Why do we attend public performances? Why, indeed, when staying at home is far easier? Why, then do we do it?

The answer lies with each of us, our interests and curiosity. We are not satisfied with the endless repetition recordings to provide, not with the quality of media programming nor with the smaller-than-life sounds and images of videos and television. Particularly, we miss the time-honored, ultimate test of an artist – the solo recital in our space and before our eyes – with its demands of repertoire, interpretation, personality, and presentation.

To us, the sound of a concert grand piano, well played in the room with us, is a thrill in itself. The music heard at the instant of performance, provides other excitement – moving our emotions, stirring our minds. Then there is the artist, who has come to reveal both knowledge of the chosen program and a perspective behind the rendering of phrases, dynamics, textures, and pacing.

The individuality of approach always attracts, sometimes fascinates and, occasionally, puzzles us. Each artist has chosen the “what” and the “how” of the time we spend together. As audience members, we can follow –second-by-second – every inflection, every nuance of the performance, feeling and judging simultaneously so that, by the end, our approval can be registered through applause, even cheers. To this succession of moments, we bring our lifetime accumulation of musical experiences. The response is instantaneous. We know how we wish to react the moment a piece is concluded. Whether there is anew face behind the performance or one we know, whether the music is new or familiar matters less than the uniqueness of what we hear and see. Whether it proves forgettable or the stuff of which memories are made, we want to be there when it happens. We participate.

FRANZ LISZT WROTE TO WILHELM VON LENZ ON DECEMBER 2, 1852:

“In the realm of the Beautiful, genius alone is the authority. Dualism disappears, and the concepts of authority and liberty are restored to their original identity. Manzoni, in expressing genius as ‘a greater borrowing from God,’ has eloquently expressed this truth.”

Our Point of Departure

Liszt’s words speak directly to central issues affecting the understanding of the idea behind the conception of interpretation – issues of such magnitude that most of us cannot bear to consider them. We find our selves challenged discomfiting by comparisons of earthly genius with the celestial Ultimate. Practical musicians, as well as listeners, shy away from discussing authority and freedom in such contexts. Paralysis of a kind sets into stymie our thoughts about such matters.



Natural to musicians in Liszt’s day, this sort of thought has become so contrary and so pervasive in our time that musical perception at large has changed.  How ironic! Our search for truth in music via so-called urtexts, our academic focus on serialism and our acceptance of the artificial perfection of heavily edited recordings – all have led us into the realms of the quantifiable objective and away from those of the expressively qualitative with the resulting confusion that we have come to believe that the former automatically includes the latter.

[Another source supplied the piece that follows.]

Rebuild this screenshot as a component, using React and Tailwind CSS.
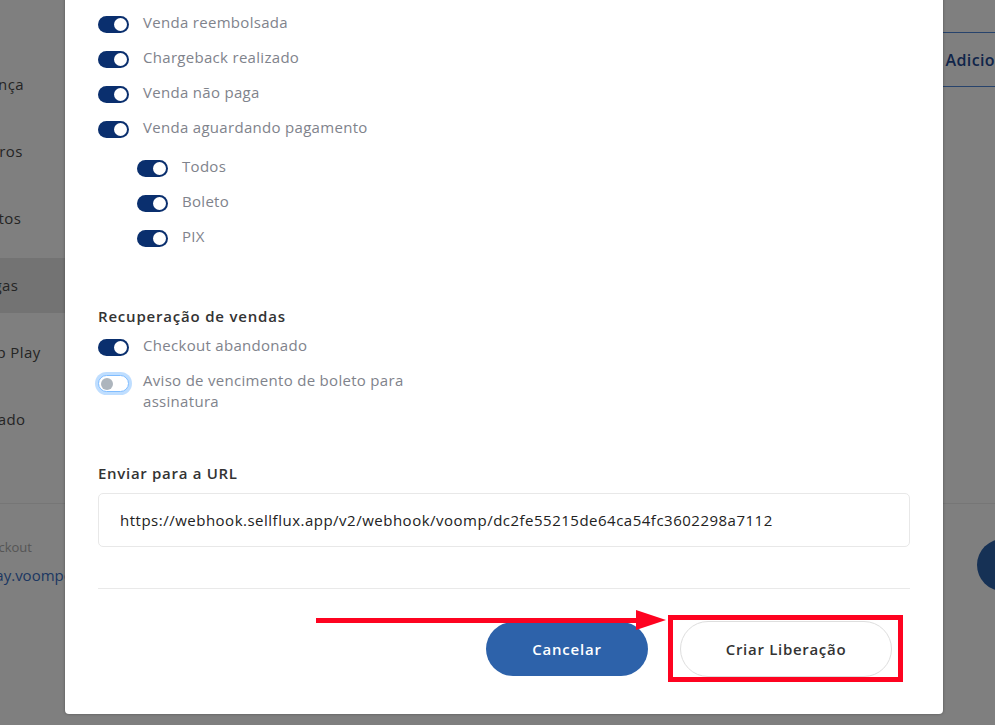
import React from 'react'

const sidebarItems = [
  { label: 'Cobrança', active: false },
  { label: 'Parceiros', active: false },
  { label: 'Produtos', active: false },
  { label: 'Entregas', active: true },
  { label: 'Voomp Play', active: false },
  { label: 'Avançado', active: false },
]

const events = [
  'Venda reembolsada',
  'Chargeback realizado',
  'Venda não paga',
  'Venda aguardando pagamento',
]

const paymentMethods = ['Todos', 'Boleto', 'PIX']

// Small switch, checked = navy track with knob on the right
const Switch = ({ on }) =>
  on ? (
    <span className="mt-[4px] flex h-[17px] w-[31px] shrink-0 items-center justify-end rounded-full bg-[#0a2f6e] px-[2px]">
      <span className="h-[13px] w-[13px] rounded-full bg-white" />
    </span>
  ) : (
    <span className="mt-[5px] flex h-[17px] w-[31px] shrink-0 items-center rounded-full border border-[#80bdff] bg-white px-[2px] shadow-[0_0_0_3px_rgba(0,123,255,0.25)]">
      <span className="h-[12px] w-[12px] rounded-full bg-[#adb5bd]" />
    </span>
  )

const SwitchRow = ({ on = true, children }) => (
  <div className="flex items-start gap-[14px]">
    <Switch on={on} />
    <span className="max-w-[280px] text-[15px] leading-[21px] tracking-[0.3px] text-[#7f838c]">{children}</span>
  </div>
)

export default function App() {
  return (
    <div className="relative h-[725px] w-full overflow-hidden bg-white font-['Open_Sans',sans-serif]">
      {/* Page behind the modal */}
      <div className="flex h-full flex-col">
        <div className="flex h-[504px] shrink-0 border-b border-[#ececec]">
          <aside className="w-[65px] shrink-0 overflow-hidden">
            <nav className="-ml-[46px] flex w-[220px] flex-col gap-[12px] pt-[57px]">
              {sidebarItems.map((item) => (
                <div
                  key={item.label}
                  className={`flex h-[55px] items-center whitespace-nowrap text-[15px] font-medium tracking-[0.4px] text-[#4a4a4a] ${
                    item.active ? 'bg-[#e6e6e6]' : ''
                  }`}
                >
                  {item.label}
                </div>
              ))}
            </nav>
          </aside>
          <main className="flex flex-1 justify-end overflow-hidden pt-[32px]">
            <button className="-mr-[132px] flex h-[55px] items-center whitespace-nowrap border border-[#4f86d8] pl-[22px] pr-[24px] text-[16px] font-semibold tracking-[0.4px] text-[#1f4a94]">
              Adicionar liberação
            </button>
          </main>
        </div>
        <div className="flex flex-col gap-[6px] overflow-hidden pt-[34px]">
          <span className="-ml-[25px] whitespace-nowrap text-[13px] text-[#ababab]">Checkout</span>
          <span className="-ml-[65px] whitespace-nowrap text-[15px] text-[#3a6fc4]">
            https://pay.voompcreators.com.br/checkout
          </span>
        </div>
      </div>
      {/* Floating help button */}
      <span className="absolute right-[-34px] top-[539px] h-[52px] w-[52px] rounded-full bg-[#2d62aa]" />

      {/* Backdrop */}
      <div className="absolute inset-0 bg-black/50" />

      {/* Modal */}
      <div className="absolute left-[65px] top-[-40px] w-[878px] rounded-[4px] bg-white px-[33px] pb-[37px] pt-[52px] shadow-[0_0_3px_rgba(0,0,0,0.35)]">
        <div className="flex flex-col gap-[14px]">
          {events.map((e) => (
            <SwitchRow key={e}>{e}</SwitchRow>
          ))}
        </div>
        <div className="mt-[18px] flex flex-col gap-[14px] pl-[39px]">
          {paymentMethods.map((m) => (
            <SwitchRow key={m}>{m}</SwitchRow>
          ))}
        </div>

        <h3 className="mt-[59px] text-[15px] font-semibold leading-[21px] tracking-[0.8px] text-[#333]">
          Recuperação de vendas
        </h3>
        <div className="mt-[8px]">
          <SwitchRow>Checkout abandonado</SwitchRow>
        </div>
        <div className="mt-[14px]">
          <SwitchRow on={false}>Aviso de vencimento de boleto para assinatura</SwitchRow>
        </div>

        <h3 className="mt-[51px] text-[15px] font-semibold leading-[21px] tracking-[0.7px] text-[#333]">
          Enviar para a URL
        </h3>
        <div className="mt-[9px] flex h-[54px] items-center rounded-[5px] border border-[#e8e8e8] px-[21px] text-[15px] tracking-[0.5px] text-[#222]">
          https://webhook.sellflux.app/v2/webhook/voomp/dc2fe55215de64ca54fc3602298a7112
        </div>

        <div className="mt-[41px] border-t border-[#e9e9e9]" />

        <div className="mt-[32px] flex items-center justify-end gap-[32px] pr-[18px]">
          <button className="h-[54px] w-[162px] rounded-full bg-[#2d62aa] text-[15px] font-semibold tracking-[0.8px] text-white">
            Cancelar
          </button>
          <button className="h-[56px] w-[212px] rounded-full border border-[#dedede] bg-white text-[15px] font-semibold tracking-[0.7px] text-[#333]">
            Criar Liberação
          </button>
        </div>
      </div>

      {/* Red highlight: arrow + box around the submit button */}
      <svg className="absolute left-[316px] top-[608px]" width="352" height="26" viewBox="0 0 352 26">
        <rect x="0" y="10" width="324" height="5" fill="#fe0320" />
        <polygon points="320,2 350,12 320,22" fill="#fe0320" />
      </svg>
      <div className="absolute left-[668px] top-[615px] h-[67px] w-[235px] border-[5px] border-[#fe0320]" />
    </div>
  )
}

This trap has caught composers, teachers, performers, critics, even ordinary listeners.  Our loss of touch with the idea of transcendence has cost us mightily.  Works of music became artifacts for exhibition, carefully prepared, artificially lighted, sterile.  Public performances could be likened to detached museological experiences with the minutiae of scores occupying the attention more than the feelings.  Attendance at live concerts and recitals has resulted in unmoving, unmemorable experiences of what ought to have been extraordinary and indelible. Little wonder that we find it rewarding to remain piously comfortable at home in the company of our sound systems, secure in our isolation from others and reassured by the predictable sameness of recordings made piecemeal in studios.  For a while, the impersonal has triumphed.  But collaborative efforts by large record companies, concert managements, international music competitions and presenting organizations to manufacture careers for the market have contributed to the growing ills of depersonalized sameness and interchangeability.  Music schools contributed, too, with the production of stamped-out, blind replicas –people whose training made it impossible for them to see beyond the notes and into people’s souls. Just so many commodities. The vital connection between music and emotions has been weakened by misdirected composers, performers and a manipulative industry. If we do not re-establish contact with the former spirit of authoritative music making, we risk losing alife-deepening, vast heritage.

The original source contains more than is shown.